Critics argue that this structure forces shareholders to approve Musk’s personal grant in order to support Tesla employees, effectively holding the stock fund “hostage.”

In total, Musk could end up controlling over 630 million new shares, while Tesla’s entire workforce receives just 60 million — raising concerns about fairness and corporate ethics.


Musk’s Quest for Power

After selling large portions of Tesla stock to finance his $44 billion acquisition of X (formerly Twitter), Musk’s ownership in Tesla fell from 25% to 13%. He has since said he “doesn’t feel comfortable” with his reduced stake and wants to restore his 25% control — a level that would enable him to block shareholder reforms and retain veto power over the board.

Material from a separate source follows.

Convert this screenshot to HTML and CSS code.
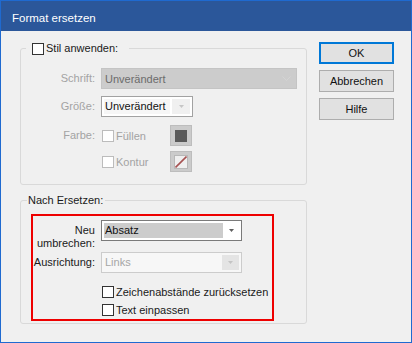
FILE: index.html
```html
<!DOCTYPE html>
<html lang="de">
<head>
<meta charset="utf-8">
<title>Format ersetzen</title>
<link rel="stylesheet" href="styles.css">
</head>
<body>
<div class="window">
  <div class="titlebar">Format ersetzen</div>
  <div class="content">
    <div class="left">
      <fieldset class="group g1">
        <legend class="legend l1"><span class="cb"></span><span>Stil anwenden:</span></legend>
        <div class="gbody1">
          <div class="row">
            <span class="lbl dis">Schrift:</span>
            <div class="combo c-schrift"><span class="val">Unverändert</span>
              <svg class="chev" width="9" height="5" viewBox="0 0 9 5"><polyline points="0.5,0.5 4.5,4.5 8.5,0.5" fill="none" stroke="#d4d4d4" stroke-width="1"/></svg>
            </div>
          </div>
          <div class="row r2">
            <span class="lbl dis">Größe:</span>
            <div class="combo c-groesse"><span class="val">Unverändert</span>
              <span class="arr"><svg width="5" height="3" viewBox="0 0 5 3"><polygon points="0,0 5,0 2.5,3" fill="#c6c6c6"/></svg></span>
            </div>
          </div>
          <div class="row r3">
            <span class="lbl dis">Farbe:</span>
            <label class="chk dis"><span class="cb dis"></span><span>Füllen</span></label>
            <span class="swatch"><span class="fill"></span></span>
          </div>
          <div class="row r4">
            <span class="lbl"></span>
            <label class="chk dis"><span class="cb dis"></span><span>Kontur</span></label>
            <span class="swatch"><span class="stroke"><svg width="12" height="12" viewBox="0 0 12 12"><line x1="0.5" y1="11.5" x2="11.5" y2="0.5" stroke="#a65252" stroke-width="1.6"/></svg></span></span>
          </div>
        </div>
      </fieldset>
      <fieldset class="group g2">
        <legend class="legend l2">Nach Ersetzen:</legend>
        <div class="redbox">
          <div class="row ra">
            <span class="lbl two">Neu<br>umbrechen:</span>
            <div class="combo c-absatz"><span class="sel">Absatz</span>
              <span class="arr2"><svg width="5" height="3" viewBox="0 0 5 3"><polygon points="0,0 5,0 2.5,3" fill="#5f5f5f"/></svg></span>
            </div>
          </div>
          <div class="row rb">
            <span class="lbl">Ausrichtung:</span>
            <div class="combo c-links"><span class="val">Links</span>
              <span class="arr3"><svg width="5" height="3" viewBox="0 0 5 3"><polygon points="0,0 5,0 2.5,3" fill="#c4c4c4"/></svg></span>
            </div>
          </div>
          <div class="checks">
            <label class="chk"><span class="cb"></span><span>Zeichenabstände zurücksetzen</span></label>
            <label class="chk"><span class="cb"></span><span>Text einpassen</span></label>
          </div>
        </div>
      </fieldset>
    </div>
    <div class="buttons">
      <button class="btn default">OK</button>
      <button class="btn">Abbrechen</button>
      <button class="btn">Hilfe</button>
    </div>
  </div>
</div>
</body>
</html>
```

FILE: styles.css
```css
html, body {
  margin: 0;
  padding: 0;
  background: #f0f0f0;
}
body {
  font-family: "Liberation Sans", Arial, sans-serif;
  font-size: 11px;
  color: #1a1a1a;
}
.window {
  width: 412px;
  height: 343px;
  box-sizing: border-box;
  border: 1px solid #1f6ad0;
  background: #f0f0f0;
  display: flex;
  flex-direction: column;
}
.titlebar {
  height: 30px;
  box-sizing: border-box;
  background: #2b579a;
  color: #ffffff;
  font-size: 11.5px;
  padding: 4px 0 0 11px;
  display: flex;
  align-items: center;
}
.content {
  display: flex;
  gap: 12px;
  padding: 11px 0 0 19px;
}
.left {
  width: 287px;
  display: flex;
  flex-direction: column;
}
.group {
  margin: 0;
  padding: 0;
  min-width: 0;
  border: 1px solid #d9d9d9;
  border-radius: 3px;
}
.g2 {
  margin-top: 9px;
}
.legend {
  height: 13px;
  line-height: 13px;
  display: flex;
  align-items: flex-start;
}
.l1 {
  margin-left: 5px;
  padding: 0 11px 0 6px;
  gap: 2px;
}
.l1 .cb {
  margin-top: 1px;
}
.l2 {
  margin-left: 6px;
  padding: 0 2px 0 1px;
}
.cb {
  display: inline-block;
  width: 12px;
  height: 12px;
  box-sizing: border-box;
  border: 1px solid #333333;
  background: #ffffff;
  flex: none;
}
.cb.dis {
  border-color: #bcbcbc;
}
.gbody1 {
  padding: 13px 0 12px 0;
}
.row {
  display: flex;
  align-items: flex-start;
}
.r2 { margin-top: 7px; }
.r3 { margin-top: 8px; }
.r4 { margin-top: 5px; }
.lbl {
  width: 74px;
  margin-right: 6px;
  text-align: right;
  line-height: 21px;
  flex: none;
}
.dis {
  color: #a3a3a3;
}
.combo {
  box-sizing: border-box;
  height: 21px;
  display: flex;
  align-items: center;
}
.c-schrift {
  width: 196px;
  background: #cccccc;
  border: 1px solid #c4c4c4;
  color: #6b6b6b;
  padding: 0 5px 0 3px;
  justify-content: space-between;
}
.c-groesse {
  width: 92px;
  background: #ffffff;
  border: 1px solid #a2a2a2;
  padding: 2px;
  align-items: stretch;
}
.c-groesse .val {
  flex: 1;
  background: #f6f6f6;
  color: #111111;
  padding-left: 1px;
  line-height: 15px;
}
.c-groesse .arr {
  width: 18px;
  margin-left: 2px;
  background: #f0f0f0;
  display: flex;
  align-items: center;
  justify-content: center;
}
.chk {
  display: flex;
  align-items: center;
  gap: 2px;
  height: 21px;
  width: 69px;
  flex: none;
}
.chk .cb {
  margin-left: 1px;
}
.swatch {
  box-sizing: border-box;
  width: 22px;
  height: 21px;
  background: #cbcbcb;
  border: 1px solid #bdbdbd;
  display: flex;
  align-items: center;
  justify-content: center;
}
.swatch .fill {
  width: 12px;
  height: 12px;
  background: #5a5a5a;
}
.swatch .stroke {
  box-sizing: border-box;
  width: 14px;
  height: 14px;
  border: 1px solid #b8b8b8;
  background: #efefef;
  display: flex;
}
.swatch .stroke svg {
  display: block;
}
.redbox {
  margin: 7px 0 2px 10px;
  width: 243px;
  box-sizing: border-box;
  border: 2px solid #ee0000;
  padding: 4px 0 0 0;
}
.redbox .lbl {
  width: 62px;
}
.lbl.two {
  line-height: 13px;
  padding-top: 4px;
}
.rb {
  margin-top: 2px;
}
.c-absatz {
  width: 141px;
  background: #ffffff;
  border: 1px solid #7a7a7a;
  padding: 2px;
  align-items: stretch;
}
.c-absatz .sel {
  width: 119px;
  background: #cccccc;
  color: #111111;
  line-height: 15px;
  padding-left: 1px;
  box-sizing: border-box;
}
.c-absatz .arr2 {
  flex: 1;
  display: flex;
  align-items: center;
  justify-content: center;
}
.c-links {
  width: 141px;
  background: #f7f7f7;
  border: 1px solid #cccccc;
  padding: 2px;
  align-items: stretch;
}
.c-links .val {
  flex: 1;
  color: #a6a6a6;
  line-height: 15px;
  padding-left: 1px;
}
.c-links .arr3 {
  width: 17px;
  background: #e4e4e4;
  display: flex;
  align-items: center;
  justify-content: center;
}
.checks {
  margin: 12px 0 2px 68px;
  display: flex;
  flex-direction: column;
  gap: 4px;
}
.checks .chk {
  height: 14px;
  width: auto;
}
.buttons {
  display: flex;
  flex-direction: column;
  gap: 6px;
}
.btn {
  width: 75px;
  height: 22px;
  box-sizing: border-box;
  margin: 0;
  padding: 0;
  font-family: inherit;
  font-size: 11px;
  color: #111111;
  background: #e1e1e1;
  border: 1px solid #adadad;
}
.btn.default {
  border: 2px solid #0078d7;
}
```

Musk has also implied that if his demands aren’t met, Tesla’s key AI and robotics projects could be shifted to his other privately held companies, such as xAI or SpaceX.


The Stakes for Tesla

Tesla’s stock, though still trading at high valuations, has seen declining vehicle sales and shrinking profit margins amid rising global competition. Analysts attribute part of this slide to Musk’s distractions — particularly his political statements and time spent managing X — which have at times alienated consumers and investors.

In a rare move, Tesla has even launched an advertising campaign, not to sell cars, but to rally shareholder support for Musk’s compensation package ahead of the vote.


Investor Dilemma

The upcoming shareholder meeting presents investors with a defining choice:

  • Approve one of the largest executive pay packages in corporate history, or
  • Risk losing the visionary — and volatile — leader credited with transforming Tesla into a global electric-vehicle powerhouse.

As one analyst told Bloomberg, “Musk knows Tesla’s greatest product is himself — and he’s pricing that accordingly.”